═════ Materials provided ═════

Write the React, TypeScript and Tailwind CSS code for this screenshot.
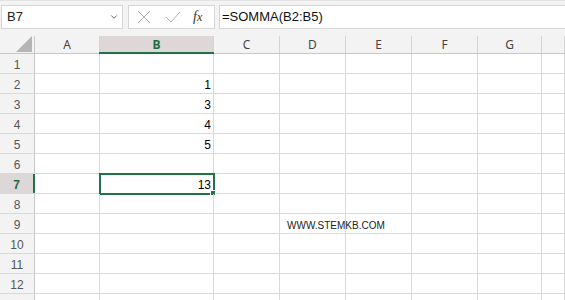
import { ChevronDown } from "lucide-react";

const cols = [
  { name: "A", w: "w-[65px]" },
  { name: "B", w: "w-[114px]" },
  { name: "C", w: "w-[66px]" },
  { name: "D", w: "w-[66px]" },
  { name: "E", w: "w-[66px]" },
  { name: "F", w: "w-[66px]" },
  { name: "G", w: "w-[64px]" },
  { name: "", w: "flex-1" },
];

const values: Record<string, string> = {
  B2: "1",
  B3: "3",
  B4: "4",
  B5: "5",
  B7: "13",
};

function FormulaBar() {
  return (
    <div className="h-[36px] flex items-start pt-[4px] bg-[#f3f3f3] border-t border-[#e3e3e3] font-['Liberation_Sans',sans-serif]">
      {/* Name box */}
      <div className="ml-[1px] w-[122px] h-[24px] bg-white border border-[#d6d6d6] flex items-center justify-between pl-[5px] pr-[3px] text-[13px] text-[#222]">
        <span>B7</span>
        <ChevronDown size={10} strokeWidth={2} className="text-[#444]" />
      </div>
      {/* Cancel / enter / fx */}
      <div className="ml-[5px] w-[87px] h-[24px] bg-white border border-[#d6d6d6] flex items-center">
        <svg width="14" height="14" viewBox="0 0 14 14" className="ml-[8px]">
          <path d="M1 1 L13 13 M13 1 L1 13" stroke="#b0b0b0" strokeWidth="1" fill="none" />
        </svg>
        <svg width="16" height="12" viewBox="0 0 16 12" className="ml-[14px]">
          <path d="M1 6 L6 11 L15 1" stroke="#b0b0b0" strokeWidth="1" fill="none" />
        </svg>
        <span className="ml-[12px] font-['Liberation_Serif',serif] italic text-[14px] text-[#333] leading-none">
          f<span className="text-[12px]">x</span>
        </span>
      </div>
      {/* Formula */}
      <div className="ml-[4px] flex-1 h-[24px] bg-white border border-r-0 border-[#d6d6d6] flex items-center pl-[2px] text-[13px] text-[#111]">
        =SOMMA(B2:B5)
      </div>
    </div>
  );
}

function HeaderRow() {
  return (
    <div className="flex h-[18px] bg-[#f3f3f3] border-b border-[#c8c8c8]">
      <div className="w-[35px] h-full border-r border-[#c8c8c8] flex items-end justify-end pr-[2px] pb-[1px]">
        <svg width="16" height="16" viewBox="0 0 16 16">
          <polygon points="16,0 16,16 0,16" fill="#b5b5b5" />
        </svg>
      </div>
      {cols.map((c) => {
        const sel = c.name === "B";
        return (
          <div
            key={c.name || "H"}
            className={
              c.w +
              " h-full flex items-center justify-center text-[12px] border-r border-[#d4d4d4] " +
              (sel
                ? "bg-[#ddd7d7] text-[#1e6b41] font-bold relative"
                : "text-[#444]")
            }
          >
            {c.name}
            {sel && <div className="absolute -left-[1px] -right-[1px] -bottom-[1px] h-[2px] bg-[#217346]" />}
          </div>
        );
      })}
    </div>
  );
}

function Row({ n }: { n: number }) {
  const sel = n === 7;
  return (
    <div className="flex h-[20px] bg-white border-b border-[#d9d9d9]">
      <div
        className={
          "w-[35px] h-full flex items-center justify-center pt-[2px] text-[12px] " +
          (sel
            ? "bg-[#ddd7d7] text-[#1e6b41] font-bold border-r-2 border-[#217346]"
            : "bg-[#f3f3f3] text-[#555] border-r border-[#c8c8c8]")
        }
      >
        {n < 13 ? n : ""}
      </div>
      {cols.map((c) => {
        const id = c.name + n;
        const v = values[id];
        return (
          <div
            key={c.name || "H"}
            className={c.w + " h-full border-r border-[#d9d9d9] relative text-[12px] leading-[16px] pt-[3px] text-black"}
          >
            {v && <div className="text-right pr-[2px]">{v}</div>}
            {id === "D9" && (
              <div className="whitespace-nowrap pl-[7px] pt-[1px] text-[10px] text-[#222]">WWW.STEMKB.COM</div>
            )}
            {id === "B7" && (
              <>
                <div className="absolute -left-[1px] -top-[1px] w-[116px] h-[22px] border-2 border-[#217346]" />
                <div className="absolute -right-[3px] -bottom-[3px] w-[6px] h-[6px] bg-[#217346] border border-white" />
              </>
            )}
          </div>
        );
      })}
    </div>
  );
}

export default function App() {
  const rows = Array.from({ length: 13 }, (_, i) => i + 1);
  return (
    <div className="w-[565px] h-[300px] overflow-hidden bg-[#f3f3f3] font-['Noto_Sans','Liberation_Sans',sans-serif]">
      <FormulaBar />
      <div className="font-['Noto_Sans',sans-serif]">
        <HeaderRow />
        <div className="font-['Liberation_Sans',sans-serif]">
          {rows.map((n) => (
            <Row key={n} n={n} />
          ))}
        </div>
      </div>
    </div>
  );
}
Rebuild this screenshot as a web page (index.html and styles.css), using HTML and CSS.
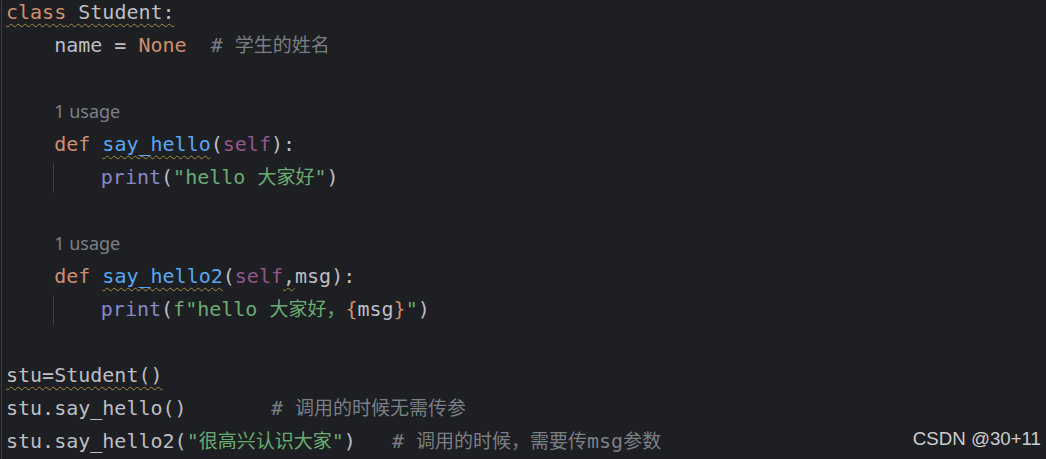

═════

** Problem **
Which lines in the listing above hold the word "screenshot"? Show each of them.

** Final result **
Write the React, TypeScript and Tailwind CSS code for this screenshot.
Rebuild this screenshot as a web page (index.html and styles.css), using HTML and CSS.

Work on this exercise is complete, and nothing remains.